**What to work on**:
Keep the pictures out of the copy and repeat the records exactly.

=== Stored data ===

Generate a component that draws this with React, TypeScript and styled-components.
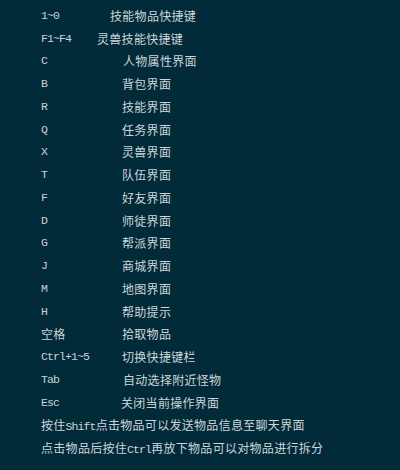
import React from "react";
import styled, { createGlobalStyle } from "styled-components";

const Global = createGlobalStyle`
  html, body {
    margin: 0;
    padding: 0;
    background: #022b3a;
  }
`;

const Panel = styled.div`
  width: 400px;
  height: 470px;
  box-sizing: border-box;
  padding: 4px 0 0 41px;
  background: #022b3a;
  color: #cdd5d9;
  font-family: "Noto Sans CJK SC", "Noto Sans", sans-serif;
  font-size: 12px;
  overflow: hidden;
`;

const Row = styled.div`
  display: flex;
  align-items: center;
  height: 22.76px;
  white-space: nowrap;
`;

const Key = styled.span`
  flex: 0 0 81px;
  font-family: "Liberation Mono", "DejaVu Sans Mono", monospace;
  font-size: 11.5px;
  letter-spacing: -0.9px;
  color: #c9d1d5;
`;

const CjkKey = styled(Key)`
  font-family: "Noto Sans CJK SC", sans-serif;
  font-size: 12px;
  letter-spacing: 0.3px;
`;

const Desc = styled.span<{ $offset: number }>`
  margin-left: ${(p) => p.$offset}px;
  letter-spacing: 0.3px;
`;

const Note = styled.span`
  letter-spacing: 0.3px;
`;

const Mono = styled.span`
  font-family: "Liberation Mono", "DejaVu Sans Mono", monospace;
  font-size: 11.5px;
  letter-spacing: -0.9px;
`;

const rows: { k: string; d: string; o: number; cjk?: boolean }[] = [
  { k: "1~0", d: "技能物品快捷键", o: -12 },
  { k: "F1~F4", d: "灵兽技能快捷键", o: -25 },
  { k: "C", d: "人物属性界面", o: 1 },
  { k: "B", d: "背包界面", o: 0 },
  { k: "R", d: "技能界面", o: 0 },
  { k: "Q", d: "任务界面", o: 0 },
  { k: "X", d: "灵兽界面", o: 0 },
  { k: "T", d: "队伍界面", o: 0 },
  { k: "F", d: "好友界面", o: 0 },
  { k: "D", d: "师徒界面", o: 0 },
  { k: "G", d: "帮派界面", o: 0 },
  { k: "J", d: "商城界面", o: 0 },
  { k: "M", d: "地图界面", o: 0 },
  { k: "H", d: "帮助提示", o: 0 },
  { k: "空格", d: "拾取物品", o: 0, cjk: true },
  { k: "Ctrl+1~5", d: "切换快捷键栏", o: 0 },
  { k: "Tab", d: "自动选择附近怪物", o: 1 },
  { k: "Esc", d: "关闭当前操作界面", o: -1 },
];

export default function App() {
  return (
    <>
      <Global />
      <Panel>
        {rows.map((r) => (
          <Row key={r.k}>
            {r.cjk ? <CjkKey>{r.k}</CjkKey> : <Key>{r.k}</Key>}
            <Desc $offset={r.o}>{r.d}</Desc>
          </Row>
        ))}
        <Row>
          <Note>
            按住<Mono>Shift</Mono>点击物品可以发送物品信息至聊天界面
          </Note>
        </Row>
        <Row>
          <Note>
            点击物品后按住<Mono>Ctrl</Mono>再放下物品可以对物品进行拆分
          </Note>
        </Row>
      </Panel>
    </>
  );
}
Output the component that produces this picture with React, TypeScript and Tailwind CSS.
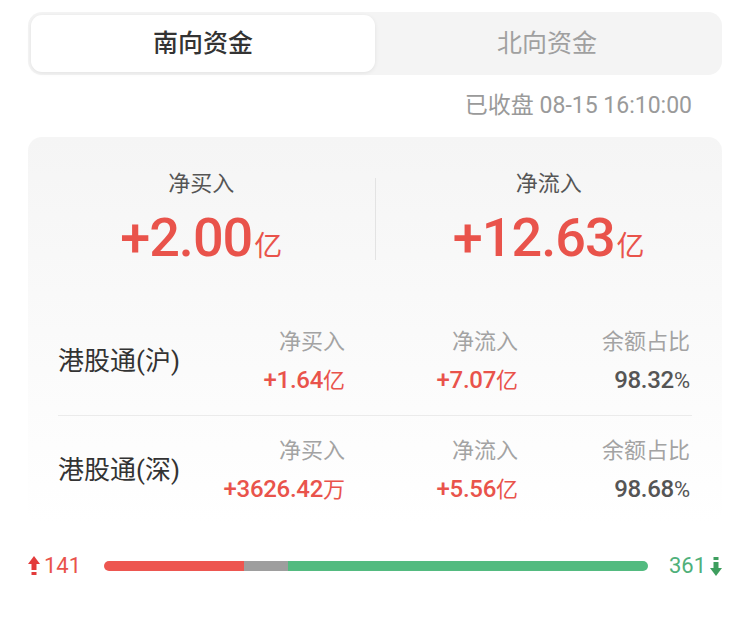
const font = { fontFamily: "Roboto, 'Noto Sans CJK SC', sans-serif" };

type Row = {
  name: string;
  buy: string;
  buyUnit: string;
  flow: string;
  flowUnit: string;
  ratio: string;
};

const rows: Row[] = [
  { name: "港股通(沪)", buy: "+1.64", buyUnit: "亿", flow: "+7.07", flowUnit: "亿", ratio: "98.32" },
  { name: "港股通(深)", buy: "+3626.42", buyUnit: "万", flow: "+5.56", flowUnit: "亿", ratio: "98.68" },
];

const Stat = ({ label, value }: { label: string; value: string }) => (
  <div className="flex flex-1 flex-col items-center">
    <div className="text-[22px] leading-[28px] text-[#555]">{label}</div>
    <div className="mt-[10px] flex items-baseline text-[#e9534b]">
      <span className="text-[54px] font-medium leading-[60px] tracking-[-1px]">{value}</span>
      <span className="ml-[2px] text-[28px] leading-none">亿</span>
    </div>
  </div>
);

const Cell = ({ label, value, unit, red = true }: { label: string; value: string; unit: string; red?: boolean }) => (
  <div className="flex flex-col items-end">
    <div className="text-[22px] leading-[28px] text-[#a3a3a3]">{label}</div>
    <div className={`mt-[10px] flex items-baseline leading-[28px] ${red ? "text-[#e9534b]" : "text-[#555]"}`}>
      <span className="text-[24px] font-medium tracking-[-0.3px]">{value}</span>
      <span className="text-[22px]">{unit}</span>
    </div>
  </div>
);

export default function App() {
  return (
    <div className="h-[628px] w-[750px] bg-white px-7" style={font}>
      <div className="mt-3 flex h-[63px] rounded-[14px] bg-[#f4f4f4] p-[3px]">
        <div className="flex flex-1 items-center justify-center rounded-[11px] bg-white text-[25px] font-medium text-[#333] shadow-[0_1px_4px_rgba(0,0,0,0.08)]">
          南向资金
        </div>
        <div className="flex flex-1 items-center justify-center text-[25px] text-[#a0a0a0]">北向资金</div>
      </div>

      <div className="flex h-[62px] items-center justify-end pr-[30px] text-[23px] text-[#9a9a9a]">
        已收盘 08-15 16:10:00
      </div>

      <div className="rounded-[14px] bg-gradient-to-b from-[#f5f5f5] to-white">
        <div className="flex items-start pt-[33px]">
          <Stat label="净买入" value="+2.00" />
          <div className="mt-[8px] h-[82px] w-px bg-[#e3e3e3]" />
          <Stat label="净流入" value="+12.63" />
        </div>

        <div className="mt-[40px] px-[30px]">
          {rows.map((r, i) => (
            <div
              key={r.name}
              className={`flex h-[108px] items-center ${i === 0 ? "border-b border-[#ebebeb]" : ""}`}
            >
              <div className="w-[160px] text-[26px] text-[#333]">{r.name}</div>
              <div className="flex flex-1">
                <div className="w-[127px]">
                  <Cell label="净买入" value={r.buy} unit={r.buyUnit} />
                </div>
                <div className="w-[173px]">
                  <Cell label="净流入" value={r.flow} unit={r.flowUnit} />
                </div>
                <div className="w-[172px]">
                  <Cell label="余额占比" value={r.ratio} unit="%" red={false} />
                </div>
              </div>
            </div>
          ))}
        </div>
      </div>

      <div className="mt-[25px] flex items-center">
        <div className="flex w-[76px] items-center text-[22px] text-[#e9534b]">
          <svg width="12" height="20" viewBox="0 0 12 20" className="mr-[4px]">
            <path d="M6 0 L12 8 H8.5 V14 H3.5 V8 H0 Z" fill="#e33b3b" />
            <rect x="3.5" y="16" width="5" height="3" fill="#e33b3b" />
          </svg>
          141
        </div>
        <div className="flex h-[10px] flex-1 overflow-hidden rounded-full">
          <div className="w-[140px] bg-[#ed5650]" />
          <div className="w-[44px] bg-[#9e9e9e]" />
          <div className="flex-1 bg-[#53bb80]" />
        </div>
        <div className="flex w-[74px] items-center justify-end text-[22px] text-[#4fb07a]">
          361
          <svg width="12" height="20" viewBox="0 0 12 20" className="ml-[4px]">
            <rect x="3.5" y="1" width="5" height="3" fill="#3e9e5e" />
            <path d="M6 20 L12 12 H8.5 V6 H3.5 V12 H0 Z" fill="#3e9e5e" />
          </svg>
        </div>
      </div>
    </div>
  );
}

===

**The solution**:
Generate a component that draws this with React, TypeScript and styled-components.
import React from "react";
import styled, { createGlobalStyle } from "styled-components";

const Global = createGlobalStyle`
  html, body {
    margin: 0;
    padding: 0;
    background: #022b3a;
  }
`;

const Panel = styled.div`
  width: 400px;
  height: 470px;
  box-sizing: border-box;
  padding: 4px 0 0 41px;
  background: #022b3a;
  color: #cdd5d9;
  font-family: "Noto Sans CJK SC", "Noto Sans", sans-serif;
  font-size: 12px;
  overflow: hidden;
`;

const Row = styled.div`
  display: flex;
  align-items: center;
  height: 22.76px;
  white-space: nowrap;
`;

const Key = styled.span`
  flex: 0 0 81px;
  font-family: "Liberation Mono", "DejaVu Sans Mono", monospace;
  font-size: 11.5px;
  letter-spacing: -0.9px;
  color: #c9d1d5;
`;

const CjkKey = styled(Key)`
  font-family: "Noto Sans CJK SC", sans-serif;
  font-size: 12px;
  letter-spacing: 0.3px;
`;

const Desc = styled.span<{ $offset: number }>`
  margin-left: ${(p) => p.$offset}px;
  letter-spacing: 0.3px;
`;

const Note = styled.span`
  letter-spacing: 0.3px;
`;

const Mono = styled.span`
  font-family: "Liberation Mono", "DejaVu Sans Mono", monospace;
  font-size: 11.5px;
  letter-spacing: -0.9px;
`;

const rows: { k: string; d: string; o: number; cjk?: boolean }[] = [
  { k: "1~0", d: "技能物品快捷键", o: -12 },
  { k: "F1~F4", d: "灵兽技能快捷键", o: -25 },
  { k: "C", d: "人物属性界面", o: 1 },
  { k: "B", d: "背包界面", o: 0 },
  { k: "R", d: "技能界面", o: 0 },
  { k: "Q", d: "任务界面", o: 0 },
  { k: "X", d: "灵兽界面", o: 0 },
  { k: "T", d: "队伍界面", o: 0 },
  { k: "F", d: "好友界面", o: 0 },
  { k: "D", d: "师徒界面", o: 0 },
  { k: "G", d: "帮派界面", o: 0 },
  { k: "J", d: "商城界面", o: 0 },
  { k: "M", d: "地图界面", o: 0 },
  { k: "H", d: "帮助提示", o: 0 },
  { k: "空格", d: "拾取物品", o: 0, cjk: true },
  { k: "Ctrl+1~5", d: "切换快捷键栏", o: 0 },
  { k: "Tab", d: "自动选择附近怪物", o: 1 },
  { k: "Esc", d: "关闭当前操作界面", o: -1 },
];

export default function App() {
  return (
    <>
      <Global />
      <Panel>
        {rows.map((r) => (
          <Row key={r.k}>
            {r.cjk ? <CjkKey>{r.k}</CjkKey> : <Key>{r.k}</Key>}
            <Desc $offset={r.o}>{r.d}</Desc>
          </Row>
        ))}
        <Row>
          <Note>
            按住<Mono>Shift</Mono>点击物品可以发送物品信息至聊天界面
          </Note>
        </Row>
        <Row>
          <Note>
            点击物品后按住<Mono>Ctrl</Mono>再放下物品可以对物品进行拆分
          </Note>
        </Row>
      </Panel>
    </>
  );
}
Output the component that produces this picture with React, TypeScript and Tailwind CSS.
const font = { fontFamily: "Roboto, 'Noto Sans CJK SC', sans-serif" };

type Row = {
  name: string;
  buy: string;
  buyUnit: string;
  flow: string;
  flowUnit: string;
  ratio: string;
};

const rows: Row[] = [
  { name: "港股通(沪)", buy: "+1.64", buyUnit: "亿", flow: "+7.07", flowUnit: "亿", ratio: "98.32" },
  { name: "港股通(深)", buy: "+3626.42", buyUnit: "万", flow: "+5.56", flowUnit: "亿", ratio: "98.68" },
];

const Stat = ({ label, value }: { label: string; value: string }) => (
  <div className="flex flex-1 flex-col items-center">
    <div className="text-[22px] leading-[28px] text-[#555]">{label}</div>
    <div className="mt-[10px] flex items-baseline text-[#e9534b]">
      <span className="text-[54px] font-medium leading-[60px] tracking-[-1px]">{value}</span>
      <span className="ml-[2px] text-[28px] leading-none">亿</span>
    </div>
  </div>
);

const Cell = ({ label, value, unit, red = true }: { label: string; value: string; unit: string; red?: boolean }) => (
  <div className="flex flex-col items-end">
    <div className="text-[22px] leading-[28px] text-[#a3a3a3]">{label}</div>
    <div className={`mt-[10px] flex items-baseline leading-[28px] ${red ? "text-[#e9534b]" : "text-[#555]"}`}>
      <span className="text-[24px] font-medium tracking-[-0.3px]">{value}</span>
      <span className="text-[22px]">{unit}</span>
    </div>
  </div>
);

export default function App() {
  return (
    <div className="h-[628px] w-[750px] bg-white px-7" style={font}>
      <div className="mt-3 flex h-[63px] rounded-[14px] bg-[#f4f4f4] p-[3px]">
        <div className="flex flex-1 items-center justify-center rounded-[11px] bg-white text-[25px] font-medium text-[#333] shadow-[0_1px_4px_rgba(0,0,0,0.08)]">
          南向资金
        </div>
        <div className="flex flex-1 items-center justify-center text-[25px] text-[#a0a0a0]">北向资金</div>
      </div>

      <div className="flex h-[62px] items-center justify-end pr-[30px] text-[23px] text-[#9a9a9a]">
        已收盘 08-15 16:10:00
      </div>

      <div className="rounded-[14px] bg-gradient-to-b from-[#f5f5f5] to-white">
        <div className="flex items-start pt-[33px]">
          <Stat label="净买入" value="+2.00" />
          <div className="mt-[8px] h-[82px] w-px bg-[#e3e3e3]" />
          <Stat label="净流入" value="+12.63" />
        </div>

        <div className="mt-[40px] px-[30px]">
          {rows.map((r, i) => (
            <div
              key={r.name}
              className={`flex h-[108px] items-center ${i === 0 ? "border-b border-[#ebebeb]" : ""}`}
            >
              <div className="w-[160px] text-[26px] text-[#333]">{r.name}</div>
              <div className="flex flex-1">
                <div className="w-[127px]">
                  <Cell label="净买入" value={r.buy} unit={r.buyUnit} />
                </div>
                <div className="w-[173px]">
                  <Cell label="净流入" value={r.flow} unit={r.flowUnit} />
                </div>
                <div className="w-[172px]">
                  <Cell label="余额占比" value={r.ratio} unit="%" red={false} />
                </div>
              </div>
            </div>
          ))}
        </div>
      </div>

      <div className="mt-[25px] flex items-center">
        <div className="flex w-[76px] items-center text-[22px] text-[#e9534b]">
          <svg width="12" height="20" viewBox="0 0 12 20" className="mr-[4px]">
            <path d="M6 0 L12 8 H8.5 V14 H3.5 V8 H0 Z" fill="#e33b3b" />
            <rect x="3.5" y="16" width="5" height="3" fill="#e33b3b" />
          </svg>
          141
        </div>
        <div className="flex h-[10px] flex-1 overflow-hidden rounded-full">
          <div className="w-[140px] bg-[#ed5650]" />
          <div className="w-[44px] bg-[#9e9e9e]" />
          <div className="flex-1 bg-[#53bb80]" />
        </div>
        <div className="flex w-[74px] items-center justify-end text-[22px] text-[#4fb07a]">
          361
          <svg width="12" height="20" viewBox="0 0 12 20" className="ml-[4px]">
            <rect x="3.5" y="1" width="5" height="3" fill="#3e9e5e" />
            <path d="M6 20 L12 12 H8.5 V6 H3.5 V12 H0 Z" fill="#3e9e5e" />
          </svg>
        </div>
      </div>
    </div>
  );
}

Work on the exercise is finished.